Keep only the lines of the listing that include the word "React", and copy them.

☆ ☆ ☆ ☆ ☆

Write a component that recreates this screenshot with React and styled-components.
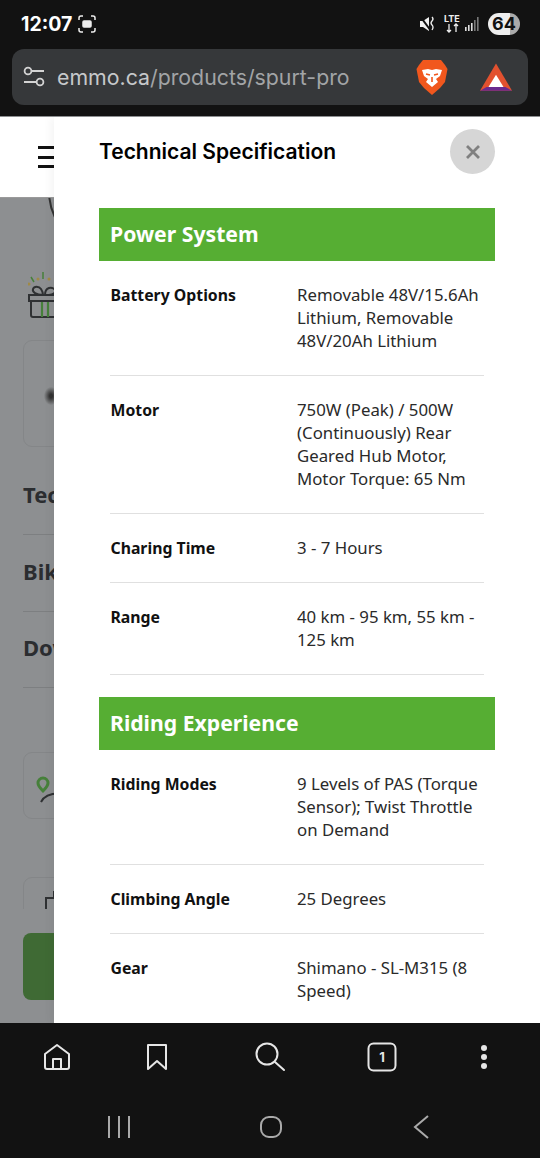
import React from "react";
import styled, { createGlobalStyle } from "styled-components";

const Global = createGlobalStyle`
  html, body { margin: 0; padding: 0; background: #121212; }
  body { width: 540px; height: 1158px; overflow: hidden; font-family: "Open Sans", "Noto Sans", sans-serif; }
`;
const Phone = styled.div`width:540px;height:1158px;display:flex;flex-direction:column;background:#121212;overflow:hidden;`;
const TopChrome = styled.header`height:116px;flex:none;display:flex;flex-direction:column;box-sizing:border-box;padding:0 12px 11px;`;
const StatusBar = styled.div`height:49px;flex:none;box-sizing:border-box;display:flex;align-items:center;justify-content:space-between;padding:0 8px 2px 9px;color:#fff;`;
const Time = styled.span`font:700 19.5px "Inter",sans-serif;margin-right:6px;`;
const Group = styled.div`display:flex;align-items:center;`;
const Battery = styled.div`width:32px;height:22px;border-radius:11px;margin-left:7px;background:linear-gradient(90deg,#eee 0 68%,#aaa 68%);color:#111;font:700 18px/22px "Inter",sans-serif;text-align:center;`;
const UrlBar = styled.div`height:56px;flex:none;box-sizing:border-box;border-radius:12px;background:#36383a;display:flex;align-items:center;padding:0 16px 0 11px;`;
const UrlText = styled.div`flex:1;margin-left:12px;font:400 21.3px "Inter",sans-serif;color:#c6c8ca;white-space:nowrap;`;
const Dim = styled.span`color:#a2a4a6;`;
const Viewport = styled.main`height:907px;flex:none;position:relative;overflow:hidden;background:#8d8f91;border-top:1px solid #8d8f91;box-sizing:border-box;`;
const Behind = styled.div`height:100%;display:flex;flex-direction:column;`;
const SiteHead = styled.div`height:81px;flex:none;background:#fff;display:flex;align-items:center;padding-left:38px;border-bottom:1px solid #9a9a9a;box-sizing:border-box;`;
const Burger = styled.div`width:18px;height:22px;flex:none;display:flex;flex-direction:column;justify-content:space-between;& i{display:block;height:3px;background:#111;}`;
const BehindBody = styled.div`flex:1;padding:0 23px;display:flex;flex-direction:column;position:relative;overflow:hidden;`;
const LogoArc = styled.div`position:absolute;left:48px;top:-67px;width:120px;height:120px;border:2px solid #333;border-radius:50%;box-sizing:border-box;`;
const Gift = styled.svg`display:block;margin:74px 0 0 5px;flex:none;`;
const GreyCard = styled.div`flex:none;margin-top:${p=>p.$mt}px;height:${p=>p.$h}px;border:1px solid #848688;border-radius:9px;box-sizing:border-box;position:relative;`;
const Smudge = styled.div`position:absolute;left:20px;top:46px;width:14px;height:18px;background:radial-gradient(#333 15%,transparent 72%);`;
const NavItem = styled.div`flex:none;box-sizing:border-box;border-bottom:1px solid #7d7f81;font:700 22px "Noto Sans",sans-serif;color:#2b2d30;white-space:nowrap;margin-top:${p=>p.$mt||0}px;height:${p=>p.$h}px;line-height:${p=>p.$h-5}px;`;
const Clip = styled.div`flex:none;height:32px;margin-top:58px;overflow:hidden;`;
const GreenBtn = styled.div`flex:none;margin-top:24px;height:67px;background:#3f6a34;border-radius:8px;`;
const Modal = styled.section`position:absolute;top:0;bottom:0;left:54px;right:0;background:#fff;box-sizing:border-box;padding:0 45px;overflow:hidden;box-shadow:-4px 0 8px rgba(0,0,0,.04);`;
const ModalHead = styled.div`height:91px;box-sizing:border-box;padding-bottom:22px;display:flex;align-items:center;justify-content:space-between;`;
const ModalTitle = styled.h2`margin:0;font:600 21px "Inter",sans-serif;color:#000;`;
const CloseBtn = styled.button`width:45px;height:45px;border-radius:50%;border:0;padding:0;background:#d6d6d6;display:flex;align-items:center;justify-content:center;`;
const SectionBar = styled.h3`margin:0;height:53px;background:#56ae33;color:#fff;font:700 21.2px/51px "Noto Sans",sans-serif;padding-left:11px;`;
const Rows = styled.div`padding:0 11px;margin-bottom:22px;`;
const Row = styled.div`display:grid;grid-template-columns:187px 1fr;padding:22px 0 23px;border-bottom:1px solid #e0e0e0;`;
const Label = styled.div`font:700 15.8px/23px "Noto Sans",sans-serif;color:#111;padding:1px 0 0 0.5px;margin-bottom:-1px;`;
const Value = styled.div`font:400 16.8px/23px "Noto Sans",sans-serif;color:#2a2a2a;`;
const BottomNav = styled.nav`height:135px;flex:none;display:flex;flex-direction:column;background:#121212;`;
const Tabs = styled.div`height:68px;flex:none;display:grid;grid-template-columns:100px 112px 113px 102px 30px;align-items:center;padding-left:42px;`;
const SysNav = styled.div`height:67px;flex:none;display:flex;justify-content:space-between;align-items:center;padding:5px 105px 0 107px;box-sizing:border-box;`;

const S = { fill:"none", stroke:"#e6e6e6", strokeWidth:2, strokeLinecap:"round", strokeLinejoin:"round" };

const specsA = [
  ["Battery Options","Removable 48V/15.6Ah Lithium, Removable 48V/20Ah Lithium"],
  ["Motor","750W (Peak) / 500W (Continuously) Rear Geared Hub Motor, Motor Torque: 65 Nm"],
  ["Charing Time","3 - 7 Hours"],
  ["Range","40 km - 95 km, 55 km - 125 km"],
];
const specsB = [
  ["Riding Modes","9 Levels of PAS (Torque Sensor); Twist Throttle on Demand"],
  ["Climbing Angle","25 Degrees"],
  ["Gear","Shimano - SL-M315 (8 Speed)"],
];

const SpecRows = ({items}) => (
  <Rows>{items.map(([l,v])=>(<Row key={l}><Label>{l}</Label><Value>{v}</Value></Row>))}</Rows>
);

export default function App(){
  return (<Phone><Global/>
    <TopChrome>
      <StatusBar>
        <Group><Time>12:07</Time>
          <svg width="18" height="18" viewBox="0 0 18 18" fill="none" stroke="#eee" strokeWidth="1.5"><path d="M1 5V3a2 2 0 0 1 2-2h2M13 1h2a2 2 0 0 1 2 2v2M17 13v2a2 2 0 0 1-2 2h-2M5 17H3a2 2 0 0 1-2-2v-2"/><rect x="5" y="6" width="8" height="6" rx="1" fill="#eee"/></svg>
        </Group>
        <Group>
          <svg width="16" height="18" viewBox="0 0 16 18"><path d="M0 6h3l6-4v14l-6-4H0z" fill="#f2f2f2"/><path d="M0 1l11 15" stroke="#121212" strokeWidth="2"/><path d="M12 2q2 2 0 4t0 4 0 5" stroke="#eee" strokeWidth="1.3" fill="none"/></svg>
          <svg width="18" height="20" viewBox="0 0 18 20" style={{marginLeft:8}}><text x="0" y="8" fontSize="9" fontWeight="700" fontFamily="Inter" fill="#eee">LTE</text><path d="M5 10v8M3 16l2 2 2-2M12 18v-8M10 12l2-2 2 2" stroke="#eee" strokeWidth="1.3" fill="none"/></svg>
          <svg width="16" height="16" viewBox="0 0 16 16" style={{marginLeft:3}}><g fill="#ddd"><rect x="0" y="11" width="1.6" height="4"/><rect x="3" y="9" width="1.6" height="6"/><rect x="6" y="7" width="1.6" height="8"/></g><g fill="#777"><rect x="9" y="4" width="1.6" height="11"/><rect x="12" y="1" width="1.6" height="14"/></g></svg>
          <Battery>64</Battery>
        </Group>
      </StatusBar>
      <UrlBar>
        <svg width="22" height="22" viewBox="0 0 22 22" fill="none" stroke="#d4d4d4" strokeWidth="1.8"><circle cx="5" cy="5" r="3.4"/><path d="M9 5h12M1 16h12"/><circle cx="17" cy="16" r="3.4"/></svg>
        <UrlText>emmo.ca<Dim>/products/spurt-pro</Dim></UrlText>
        <svg width="32" height="37" viewBox="0 0 32 37"><path d="M7 1h18l4 5 2.5 4-2.5 13-5 6-8 7-8-7-5-6L.5 10 3 6z" fill="#f1571d"/><path d="M6 11l6-1 4 1 4-1 6 1-2 6-4 3 2 3-6 5-6-5 2-3-4-3z" fill="#fff"/><path d="M10 15l4 1M22 15l-4 1M16 18v5" stroke="#f1571d" strokeWidth="1.6"/></svg>
        <svg width="32" height="29" viewBox="0 0 34 30" style={{marginLeft:32}}><path d="M17 0L34 29H0z" fill="#e2512f"/><path d="M0 29l7-4h20l7 4z" fill="#6a2a8e"/><path d="M17 12l8 13H9z" fill="#fff"/></svg>
      </UrlBar>
    </TopChrome>
    <Viewport>
      <Behind>
        <SiteHead><Burger><i/><i/><i/></Burger></SiteHead>
        <BehindBody>
          <LogoArc/>
          <Gift width="34" height="46" viewBox="0 0 34 46" fill="none">
            <path d="M1 23h32v6H1zM3 29v14a2 2 0 0 0 2 2h28" stroke="#2f3133" strokeWidth="2"/>
            <path d="M15 23c-7 0-11-3-10-6s6-3 8 0 2 4 2 6M17 23c0-3 1-6 4-7s7 1 6 4-5 3-10 3" stroke="#2f3133" strokeWidth="2"/>
            <path d="M14 30v15M20 30v15" stroke="#46803a" strokeWidth="2.2"/>
            <path d="M15 0v7M3 5l3 5" stroke="#46803a" strokeWidth="1.5"/>
            <circle cx="1" cy="12" r="1.5" fill="#a08a45"/><circle cx="10" cy="7" r="1.5" fill="#a08a45"/><circle cx="21" cy="7" r="1.5" fill="#a08a45"/>
          </Gift>
          <GreyCard $mt={22} $h={107}><Smudge/></GreyCard>
          <NavItem $mt={11} $h={77}>Technical</NavItem>
          <NavItem $h={77}>Bike</NavItem>
          <NavItem $h={76}>Downloads</NavItem>
          <GreyCard $mt={64} $h={67}>
            <svg width="50" height="30" viewBox="0 0 50 30" style={{position:"absolute",left:11,top:23}} fill="none"><path d="M8 2a5 5 0 0 1 5 5c0 3-5 8-5 8s-5-5-5-8a5 5 0 0 1 5-5z" stroke="#46803a" strokeWidth="3"/><path d="M6 26c3-6 10-10 25-8" stroke="#2f3133" strokeWidth="2"/></svg>
          </GreyCard>
          <Clip>
            <GreyCard $mt={0} $h={67}>
              <svg width="40" height="30" viewBox="0 0 40 30" style={{position:"absolute",left:21,top:12}} fill="none"><path d="M1 20V8h12M9 8V2h16" stroke="#2f3133" strokeWidth="2"/></svg>
            </GreyCard>
          </Clip>
          <GreenBtn/>
        </BehindBody>
      </Behind>
      <Modal>
        <ModalHead>
          <ModalTitle>Technical Specification</ModalTitle>
          <CloseBtn aria-label="Close"><svg width="16" height="16" viewBox="0 0 16 16"><path d="M2 2l12 12M14 2L2 14" stroke="#808080" strokeWidth="2.8"/></svg></CloseBtn>
        </ModalHead>
        <SectionBar>Power System</SectionBar>
        <SpecRows items={specsA}/>
        <SectionBar>Riding Experience</SectionBar>
        <SpecRows items={specsB}/>
      </Modal>
    </Viewport>
    <BottomNav>
      <Tabs>
        <svg width="30" height="30" viewBox="0 0 30 30" {...S}><path d="M3 12L15 3l12 9v13a2 2 0 0 1-2 2H5a2 2 0 0 1-2-2z"/><path d="M11 27V17h8v10"/></svg>
        <svg width="30" height="30" viewBox="0 0 30 30" {...S}><path d="M6 3h18v24l-9-8-9 8z"/></svg>
        <svg width="32" height="32" viewBox="0 0 32 32" {...S}><circle cx="13" cy="13" r="10.5"/><path d="M21 21l9 8"/></svg>
        <svg width="30" height="30" viewBox="0 0 30 30" {...S}><rect x="1.5" y="1.5" width="27" height="27" rx="5"/><text x="15" y="20" textAnchor="middle" fontSize="13" fontWeight="700" fontFamily="Inter" fill="#e6e6e6" stroke="none">1</text></svg>
        <svg width="30" height="30" viewBox="0 0 30 30"><g fill="#e6e6e6"><circle cx="15" cy="6" r="3"/><circle cx="15" cy="15" r="3"/><circle cx="15" cy="24" r="3"/></g></svg>
      </Tabs>
      <SysNav>
        <svg width="24" height="24" viewBox="0 0 24 24" stroke="#aaa" strokeWidth="2"><path d="M2 1v22M12 1v22M22 1v22"/></svg>
        <svg width="24" height="24" viewBox="0 0 24 24" fill="none" stroke="#aaa" strokeWidth="2"><rect x="2" y="2" width="20" height="20" rx="8"/></svg>
        <svg width="24" height="24" viewBox="0 0 24 24" fill="none" stroke="#aaa" strokeWidth="2"><path d="M17 1L4 12l13 11"/></svg>
      </SysNav>
    </BottomNav>
  </Phone>);
}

☆ ☆ ☆ ☆ ☆

▸ **EXERCISE OUTPUT**:
Write a component that recreates this screenshot with React and styled-components.
import React from "react";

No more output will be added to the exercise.